EEVblog Electronics Community Forum
Electronics => Projects, Designs, and Technical Stuff => Topic started by: blueskull on April 25, 2016, 12:17:18 pm
-
Attached is my DC (unregulated 12~24V, actually 4*lipo voltage output) UPS for Intel NUC (SNB to Broadwell, not compatible with the new quad core Skylake one).
This UPS charges form USB, then when input is down, it enables the output, powering the NUC from its quad lipo battery.
The batteries are rated 25C 250mAh each, that allows up to 6.25A discharge, more than enough for the 30W mini PC.
The charger implements charge pump method, this is a cheap way to do constant current charge of multiple batteries in series.
Since I can individually control the charging process, I do not need balancing circuitry anymore.
The entire thing is controlled by a 8-bit MCU, EFM8UB10G16G, this chip comes with integrated 5V->3.3V LDO and USB functionality as well as USB VCP library.
It also comes with 3 channel PWM, here I used 2 of them configured in complementary mode, to form an interleaved charge pump.
ADC input selection is done with a CD4051B. I did not use multiple resistive ladders and multiple MCU ADC channels, to preserve battery life caused by resistive ladder current.
The NPN transistors near CD4051B are for logic level translation since CD4051B is a CMOS device, not LVTTL device.
The 74AHCT08 serves as both logic level translator and or gate to control individual single battery charging process.
The 74LV245A is used as MOSFET gate driver for charge pump MOSFET pairs (BSD235C).
This entire thing including 4 batteries will be fit in the space of a 2.5'' HDD, so I can integrate the UPS inside the NUC. Its output is directly parallelled to NUC's power input.
Here I assume the power source of NUC can only fail open, not fail short (which makes sense since the only reason it fails is because a mains blackout).
The price is quite high for a DC UPS without regulation, but seems like I can not squeeze out even a single red cent.
The prices in the BOM are unit price at one build's quantity from Mouser, all part numbers are Mouser part numbers, the BOM does not include batteries.
----------------------------------------
Known issues:
1. The only thing prevents the battery from being overcharged is the output diode, if it fails, a fire is inevitable.
2. I designed a diode leakage bleeding circuitry, but it can not handle a dead short output diode situation.
3. This entire design relies on USB power to operate, so it can not cold start a computer.
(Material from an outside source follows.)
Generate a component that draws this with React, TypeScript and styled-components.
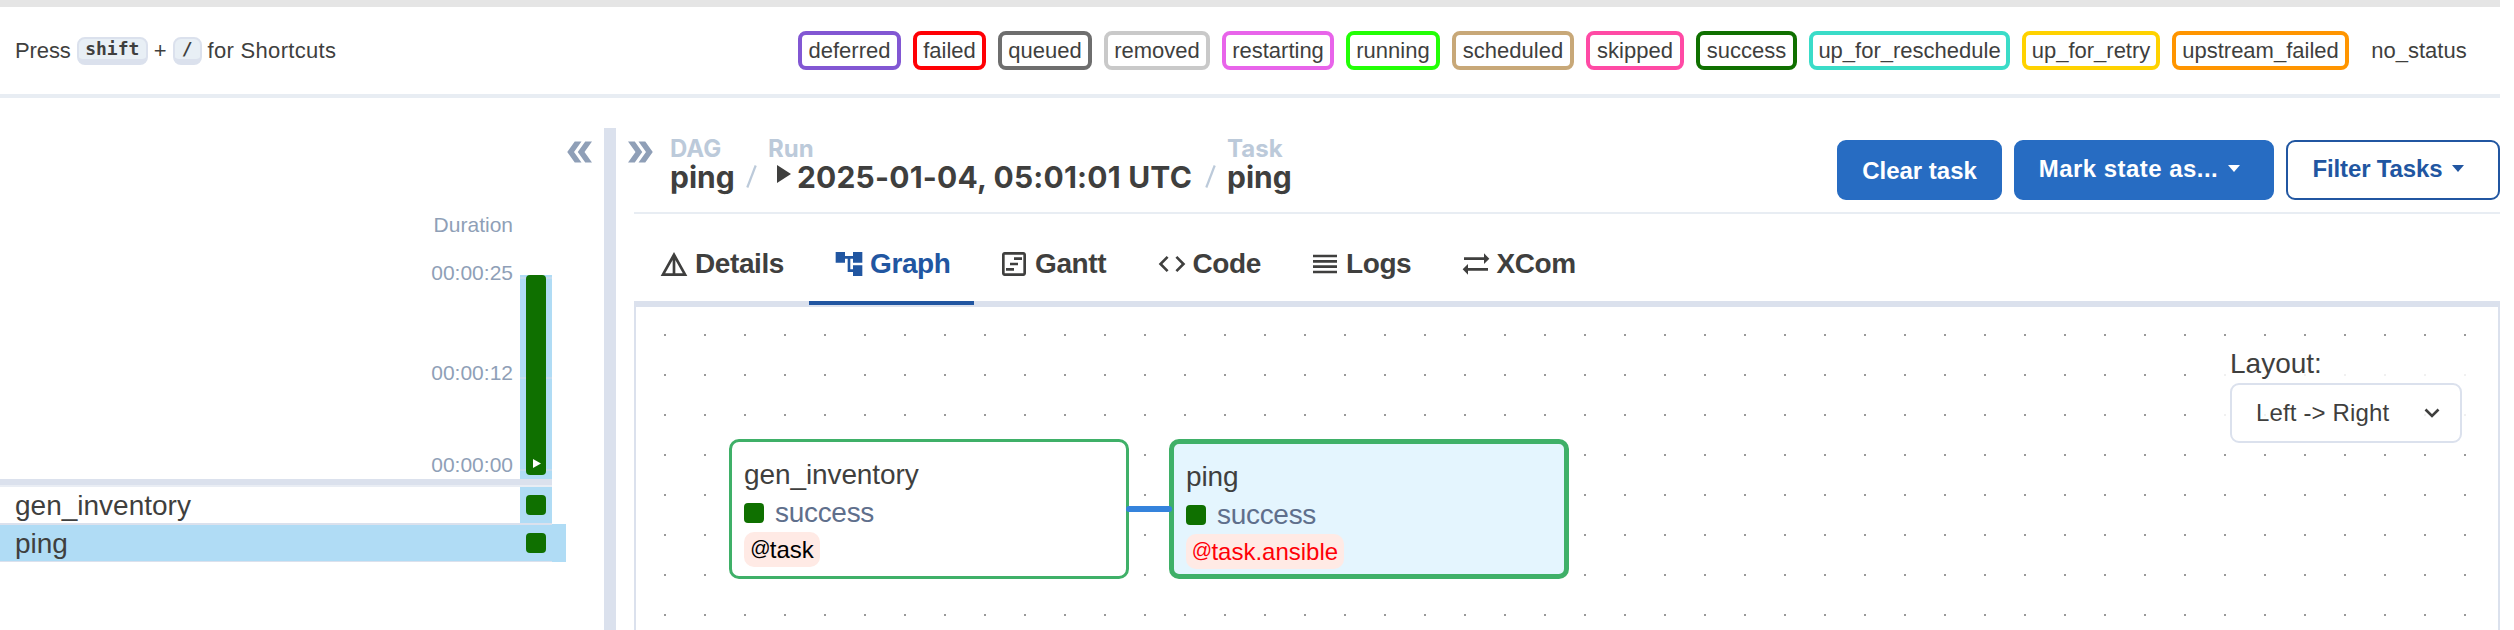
import React from "react";
import styled, { createGlobalStyle } from "styled-components";
import {
  MdAccountTree,
  MdCode,
  MdDetails,
  MdDoubleArrow,
  MdOutlineViewTimeline,
  MdReorder,
  MdSyncAlt,
} from "react-icons/md";

const color = {
  text: "#3f3f3e",
  muted: "#8f9fb7",
  faint: "#bccada",
  line: "#dbe1ed",
  lineSoft: "#e8edf3",
  blue: "#276cc2",
  blueDark: "#2156a1",
  selected: "#b0dcf5",
  success: "#0f7000",
  node: "#3fb068",
};

const GlobalStyle = createGlobalStyle`
  *, *::before, *::after { box-sizing: border-box; }
  html, body { margin: 0; background: #fff; overflow: hidden; }
  body {
    font-family: "Liberation Sans", Arial, sans-serif;
    color: ${color.text};
    font-size: 28px;
  }
`;

const Page = styled.div`
  display: flex;
  flex-direction: column;
  width: 2500px;
  height: 630px;
  overflow: hidden;
`;

const TopStrip = styled.div`
  flex: none;
  height: 7px;
  background: #e5e5e5;
`;

const Header = styled.header`
  flex: none;
  display: flex;
  align-items: center;
  justify-content: space-between;
  height: 91px;
  padding: 0 23px 0 15px;
  border-bottom: 4px solid ${color.lineSoft};
  font-size: 22px;
`;

const Shortcuts = styled.div`
  display: flex;
  align-items: center;
  line-height: 30px;
  white-space: pre;
`;

const Kbd = styled.kbd<{ $w: number }>`
  width: ${(p) => p.$w}px;
  height: 28px;
  margin: 0 6px;
  border: 2px solid ${color.line};
  border-bottom-width: 6px;
  border-radius: 8px;
  background: #e8eff5;
  font: bold 18px/20px "DejaVu Sans Mono", monospace;
  text-align: center;
`;

const Word = styled.span<{ $ls?: number }>`
  letter-spacing: ${(p) => p.$ls ?? 0}px;
`;

const Legend = styled.div`
  display: flex;
  gap: 12px;
`;

const StatePill = styled.span<{ $c: string; $w: number }>`
  display: flex;
  justify-content: center;
  width: ${(p) => p.$w}px;
  height: 39px;
  border: 4px solid ${(p) => p.$c};
  border-radius: 8px;
  line-height: 31px;
`;

const Body = styled.main`
  flex: 1;
  display: flex;
  min-height: 0;
`;

const GridPane = styled.section`
  flex: none;
  width: 604px;
  padding-top: 36px;
`;

const CollapseRow = styled.div`
  display: flex;
  justify-content: flex-end;
  height: 36px;
  padding-right: 6px;
  color: ${color.muted};
`;

const FlippedArrow = styled(MdDoubleArrow)`
  transform: rotate(180deg);
`;

const Chart = styled.div`
  display: flex;
  align-items: flex-end;
  gap: 7px;
  width: 552px;
  height: 309px;
`;

const Axis = styled.div`
  width: 513px;
  height: 100%;
  padding-top: 43px;
  text-align: right;
  font-size: 21px;
  line-height: 24px;
  color: ${color.muted};
`;

const Tick = styled.div<{ $gap?: number }>`
  margin-top: ${(p) => p.$gap ?? 0}px;
`;

const RunColumn = styled.div`
  width: 32px;
  height: 204px;
  padding: 0 6px;
  background:
    linear-gradient(#c5dcef, #c5dcef) 0 2px / 100% 2px no-repeat,
    linear-gradient(#c5dcef, #c5dcef) 0 102px / 100% 2px no-repeat,
    linear-gradient(#c5dcef, #c5dcef) 0 194px / 100% 2px no-repeat,
    ${color.selected};
`;

const RunBar = styled.div`
  display: flex;
  align-items: flex-end;
  justify-content: center;
  height: 200px;
  padding: 0 0 7px 2px;
  border-radius: 4px;
  background: ${color.success};
`;

const Rows = styled.div`
  width: 552px;
  border-top: 6px solid ${color.line};
`;

const TaskRow = styled.div<{ $selected?: boolean }>`
  display: flex;
  width: ${(p) => (p.$selected ? 566 : 552)}px;
  height: ${(p) => (p.$selected ? 38 : 39)}px;
  background: ${(p) => (p.$selected ? color.selected : "#fff")};
`;

const TaskRowInner = styled.div<{ $selected?: boolean }>`
  display: flex;
  justify-content: space-between;
  width: 552px;
  padding-left: 15px;
  border-style: solid;
  border-color: ${color.line};
  border-width: ${(p) => (p.$selected ? "1px 0 1px" : "2px 0 1px")};
  border-top-color: ${(p) => (p.$selected ? color.line : "#e9edf4")};
  line-height: 38px;
`;

const TaskCell = styled.div`
  display: flex;
  align-items: center;
  justify-content: center;
  width: 32px;
  background: ${color.selected};
`;

const StateSquare = styled.span`
  flex: none;
  width: 20px;
  height: 20px;
  border-radius: 4px;
  background: ${color.success};
`;

const Divider = styled.div`
  flex: none;
  width: 12px;
  margin-top: 30px;
  background: ${color.line};
`;

const DetailPane = styled.section`
  flex: 1;
  display: flex;
  flex-direction: column;
  min-width: 0;
  padding-left: 18px;
`;

const DetailHeader = styled.div`
  flex: none;
  display: flex;
  height: 116px;
  border-bottom: 2px solid ${color.lineSoft};
`;

const ExpandButton = styled.div`
  width: 36px;
  height: 36px;
  margin: 36px 12px 0 -12px;
  color: ${color.muted};

  svg { display: block; }
`;

const Crumbs = styled.div`
  flex: 1;
  display: flex;
  padding-top: 36px;
  font-family: Inter, "Liberation Sans", sans-serif;
  font-weight: 700;
`;

const Crumb = styled.div<{ $w: number }>`
  width: ${(p) => p.$w}px;
  white-space: nowrap;
`;

const CrumbLabel = styled.div`
  font-size: 24px;
  line-height: 29px;
  height: 28px;
  color: ${color.faint};
`;

const CrumbValue = styled.div<{ $ls?: number }>`
  display: flex;
  font-size: 30px;
  line-height: 30px;
  letter-spacing: ${(p) => p.$ls ?? 0}px;
`;

const PlayMark = styled.svg`
  flex: none;
  margin: 3px 6px 0 9px;
`;

const Slash = styled.svg<{ $gap: number }>`
  flex: none;
  margin: 31px ${(p) => p.$gap}px 0 0;
`;

const Actions = styled.div`
  display: flex;
  gap: 12px;
  padding-top: 42px;
`;

const ActionButton = styled.button<{
  $w: number;
  $outline?: boolean;
  $menu?: boolean;
  $ls?: number;
}>`
  display: flex;
  align-items: center;
  justify-content: center;
  gap: 10px;
  width: ${(p) => p.$w}px;
  height: 60px;
  padding: ${(p) => (p.$menu ? "0 9px 3px 0" : "1px 0 0")};
  border: 2px solid ${(p) => (p.$outline ? color.blueDark : color.blue)};
  border-radius: 9px;
  background: ${(p) => (p.$outline ? "#fff" : color.blue)};
  color: ${(p) => (p.$outline ? color.blueDark : "#fff")};
  font: bold 24px/30px "Liberation Sans", sans-serif;
  letter-spacing: ${(p) => p.$ls ?? 0}px;
`;

const Tabs = styled.nav`
  flex: none;
  display: flex;
  height: 93px;
  border-bottom: 6px solid ${color.line};
`;

const Tab = styled.div<{ $w: number; $active?: boolean }>`
  display: flex;
  align-items: center;
  gap: 5px;
  width: ${(p) => p.$w}px;
  height: 91px;
  padding: 13px 0 0 24px;
  border-bottom: 4px solid ${(p) => (p.$active ? color.blueDark : "transparent")};
  color: ${(p) => (p.$active ? color.blueDark : color.text)};
  font-weight: bold;
  line-height: 32px;
  letter-spacing: -0.4px;
  white-space: nowrap;

  svg { flex: none; }
`;

const Canvas = styled.div`
  position: relative;
  flex: 1;
  border: solid ${color.line};
  border-width: 0 2px;
`;

const Layer = styled.svg`
  position: absolute;
  inset: 0;
  width: 100%;
  height: 100%;
`;

const Node = styled.div<{ $x: number; $selected?: boolean }>`
  position: absolute;
  left: ${(p) => p.$x}px;
  top: 132px;
  width: 400px;
  height: 140px;
  padding: 16px 12px 0;
  border: ${(p) => (p.$selected ? 5 : 3)}px solid ${color.node};
  border-radius: 10px;
  background: ${(p) => (p.$selected ? "#e4f5fe" : "#fff")};
`;

const NodeTitle = styled.div`
  height: 34px;
  line-height: 34px;
  letter-spacing: -0.1px;
`;

const NodeState = styled.div`
  display: flex;
  align-items: center;
  gap: 11px;
  height: 38px;
  padding-top: 4px;
  line-height: 36px;
  color: #5f6f8c;
  letter-spacing: -0.3px;
`;

const Operator = styled.div<{ $c: string; $w: number }>`
  display: flex;
  align-items: center;
  justify-content: center;
  width: ${(p) => p.$w}px;
  height: 35px;
  margin-top: 2px;
  border-radius: 10px;
  background: #ffeae5;
  color: ${(p) => p.$c};
  font-size: 24px;
  line-height: 35px;
`;

const AtSign = styled.span`
  margin-bottom: 3px;
  font-size: 20px;
  letter-spacing: -0.8px;
`;

const LayoutPanel = styled.div`
  position: absolute;
  top: 37px;
  right: 26px;
  width: 252px;
  height: 106px;
  padding: 0 10px;
  background: rgba(255, 255, 255, 0.85);
`;

const LayoutLabel = styled.div`
  height: 39px;
  line-height: 40px;
`;

const Select = styled.div`
  display: flex;
  align-items: center;
  justify-content: space-between;
  height: 60px;
  padding: 0 20px 0 24px;
  border: 2px solid ${color.line};
  border-radius: 9px;
  font-size: 24px;
  letter-spacing: 0.15px;
`;

const STATES: [string, string, number][] = [
  ["deferred", "#8257d3", 103],
  ["failed", "#ff0005", 73],
  ["queued", "#6e6e6e", 94],
  ["removed", "#c9c9c9", 106],
  ["restarting", "#e864ea", 112],
  ["running", "#22ff06", 94],
  ["scheduled", "#c8a878", 122],
  ["skipped", "#ff4aa5", 98],
  ["success", "#0f7000", 101],
  ["up_for_reschedule", "#3adcc8", 201],
  ["up_for_retry", "#ffd200", 138],
  ["upstream_failed", "#ff9500", 177],
  ["no_status", "transparent", 116],
];

const Caret = () => (
  <svg width="12" height="7" viewBox="0 0 12 7">
    <path d="M0 0h12L6 7z" fill="currentColor" />
  </svg>
);

const CrumbSlash = () => (
  <Slash $gap={11} width="11" height="23" viewBox="0 0 11 23">
    <path d="M9.7.5 1.3 22.5" stroke={color.faint} strokeWidth="2.2" />
  </Slash>
);

export default function App() {
  return (
    <>
      <GlobalStyle />
      <Page>
        <TopStrip />
        <Header>
          <Shortcuts>
            <Word $ls={-0.1}>Press</Word>
            <Kbd $w={71}>shift</Kbd>
            <Word>+</Word>
            <Kbd $w={29}>/</Kbd>
            <Word $ls={0.3}>for Shortcuts</Word>
          </Shortcuts>
          <Legend>
            {STATES.map(([name, c, w]) => (
              <StatePill key={name} $c={c} $w={w}>
                {name}
              </StatePill>
            ))}
          </Legend>
        </Header>
        <Body>
          <GridPane>
            <CollapseRow>
              <FlippedArrow size={36} />
            </CollapseRow>
            <Chart>
              <Axis>
                <Tick>Duration</Tick>
                <Tick $gap={24}>00:00:25</Tick>
                <Tick $gap={76}>00:00:12</Tick>
                <Tick $gap={68}>00:00:00</Tick>
              </Axis>
              <RunColumn>
                <RunBar>
                  <svg width="8" height="9" viewBox="0 0 8 9">
                    <path d="M0 0l8 4.5L0 9z" fill="#fff" />
                  </svg>
                </RunBar>
              </RunColumn>
            </Chart>
            <Rows>
              <TaskRow>
                <TaskRowInner>
                  gen_inventory
                  <TaskCell>
                    <StateSquare />
                  </TaskCell>
                </TaskRowInner>
              </TaskRow>
              <TaskRow $selected>
                <TaskRowInner $selected>
                  ping
                  <TaskCell>
                    <StateSquare />
                  </TaskCell>
                </TaskRowInner>
              </TaskRow>
            </Rows>
          </GridPane>
          <Divider />
          <DetailPane>
            <DetailHeader>
              <ExpandButton>
                <MdDoubleArrow size={36} />
              </ExpandButton>
              <Crumbs>
                <Crumb $w={76}>
                  <CrumbLabel>DAG</CrumbLabel>
                  <CrumbValue>ping</CrumbValue>
                </Crumb>
                <CrumbSlash />
                <Crumb $w={437}>
                  <CrumbLabel>Run</CrumbLabel>
                  <CrumbValue $ls={0.2}>
                    <PlayMark width="14" height="18" viewBox="0 0 14 18">
                      <path d="M0 0l14 9L0 18z" fill="currentColor" />
                    </PlayMark>
                    2025-01-04, 05:01:01 UTC
                  </CrumbValue>
                </Crumb>
                <CrumbSlash />
                <Crumb $w={70}>
                  <CrumbLabel>Task</CrumbLabel>
                  <CrumbValue>ping</CrumbValue>
                </Crumb>
              </Crumbs>
              <Actions>
                <ActionButton $w={165}>Clear task</ActionButton>
                <ActionButton $w={260} $menu $ls={0.45}>
                  Mark state as... <Caret />
                </ActionButton>
                <ActionButton $w={214} $outline $menu $ls={-0.15}>
                  Filter Tasks <Caret />
                </ActionButton>
              </Actions>
            </DetailHeader>
            <Tabs>
              <Tab $w={175}>
                <MdDetails size={32} />
                Details
              </Tab>
              <Tab $w={165} $active>
                <MdAccountTree size={32} />
                Graph
              </Tab>
              <Tab $w={157.5}>
                <MdOutlineViewTimeline size={32} />
                Gantt
              </Tab>
              <Tab $w={153.5}>
                <MdCode size={32} />
                Code
              </Tab>
              <Tab $w={150.5}>
                <MdReorder size={32} />
                Logs
              </Tab>
              <Tab $w={160}>
                <MdSyncAlt size={32} />
                XCom
              </Tab>
            </Tabs>
            <Canvas>
              <Layer>
                <defs>
                  <pattern id="dots" x="28" y="27" width="40" height="40" patternUnits="userSpaceOnUse">
                    <rect width="2" height="2" fill="#999" />
                  </pattern>
                </defs>
                <rect width="100%" height="100%" fill="url(#dots)" />
              </Layer>
              <Node $x={93}>
                <NodeTitle>gen_inventory</NodeTitle>
                <NodeState>
                  <StateSquare />
                  success
                </NodeState>
                <Operator $c="#000" $w={76}>
                  <AtSign>@</AtSign>task
                </Operator>
              </Node>
              <Node $x={533} $selected>
                <NodeTitle>ping</NodeTitle>
                <NodeState>
                  <StateSquare />
                  success
                </NodeState>
                <Operator $c="#ff0008" $w={158}>
                  <AtSign>@</AtSign>task.ansible
                </Operator>
              </Node>
              <Layer>
                <path d="M493 202H533" stroke="#3583dc" strokeWidth="6" strokeLinecap="round" />
              </Layer>
              <LayoutPanel>
                <LayoutLabel>Layout:</LayoutLabel>
                <Select>
                  Left -&gt; Right
                  <svg width="16" height="10" viewBox="0 0 16 10" fill="none">
                    <path d="M1.5 1.5 8 8l6.5-6.5" stroke="currentColor" strokeWidth="2.6" />
                  </svg>
                </Select>
              </LayoutPanel>
            </Canvas>
          </DetailPane>
        </Body>
      </Page>
    </>
  );
}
This is intended.
-
Creating an elegant design for your UPS is costly, a simpler approach to accomplishing your goal is very likely.
Buying parts from Mouser is the very highest cost way of filling your BOM. You should consider alternatives such as Ebay or Allibaba to get good quality parts at a reasonable quantity, and probably at 1/10 the price you shell out to Mouser.
-
You wanted a critique, so...
I find your schematic incredibly difficult to read.
You have a huge net label legend taking up a third of your sheet and a massive title taking up another 1/4.
Then you have a large amount of redundancy in your design which can be abstracted out to a second sheet, though once you clear out some space this likely isn't needed.
(I'm guessing Altium because it looks like Altium...)
You've used netlabels, which is great, but there are also power ports which you've not used at all for the power and ground rails. Which would de-clutter a bunch of those parallel wires. Also these are handled differently by the compiler depending on project settings.
I should also state I personally HATE floating net-labels. i.e. lets play where is the other end?? Lazy schematic editing...
The interconnects between the micro and your mux/gate go left to right, right to left, up to down, down to up... so much confusion! Put a standard AND symbol in the library part for U3 or put some text with it "In A/B, Out Y, AND" or better yet split the library part into gate 1, gate 2, gate 3, gate 4, and the power pins separately, so you can rearrange to make it more readable. This makes checking you have adequate decoupling easier also.
Put pin numbers on the library parts and values of parts on the schematic. This will make debugging actual hardware easier.
Redraw this so input is on the left, output is on the right, most positive voltage is at the top, GND (or negative) at the bottom. i.e. standard drawing conventions.
My very early attempts at schematics were extensively red-penned until I learnt how to draw a schematic neatly that let readers see what it did, without having to play "what is that wire?", "where does that net label also go?", "what was I looking for again?" think of this as paying it forward.
-
In earlier versions of AD, net-labels could only be used entering a bus, though they removed this requirement pretty quickly. Though the one use I have for them is for pin swapping during routing - I was put off the pin-swapping tool when it first came out because it was buggy, haven't used it since. See pin swap example.
Power ports are functionally net-labels, but using standard drawing conventions.
See small example of net labels vs power ports.
As long as the net-label assigned to the power port is consistent they'll be connected.
I use "+3V3_A" or "+2V048_REF" etc for supplies (bar symbol) and the small arrow for GND, the chassis symbol for equipment GND, and the parallel bar arrow symbol for EARTH - then these get specific net names GND or CHASSIS or EARTH.
Its pretty easy.
AD will then allow a ports and netlabels global, or local or combo of both setting in the compiler to restrict their respective scope of application.
I've been trying to think of an occasion where the pin numbers were omitted from the symbol in the schematic, and I have you say, you're the first. I've been doing electronics for 30 odd years.
The first time you go to debug this, will be the time you realise why everyone puts pin numbers on the schematic. The second time you go to debug it, will be the time you edit the schematic to put all the pin numbers in.
Be interested to see your revised schematic.
;D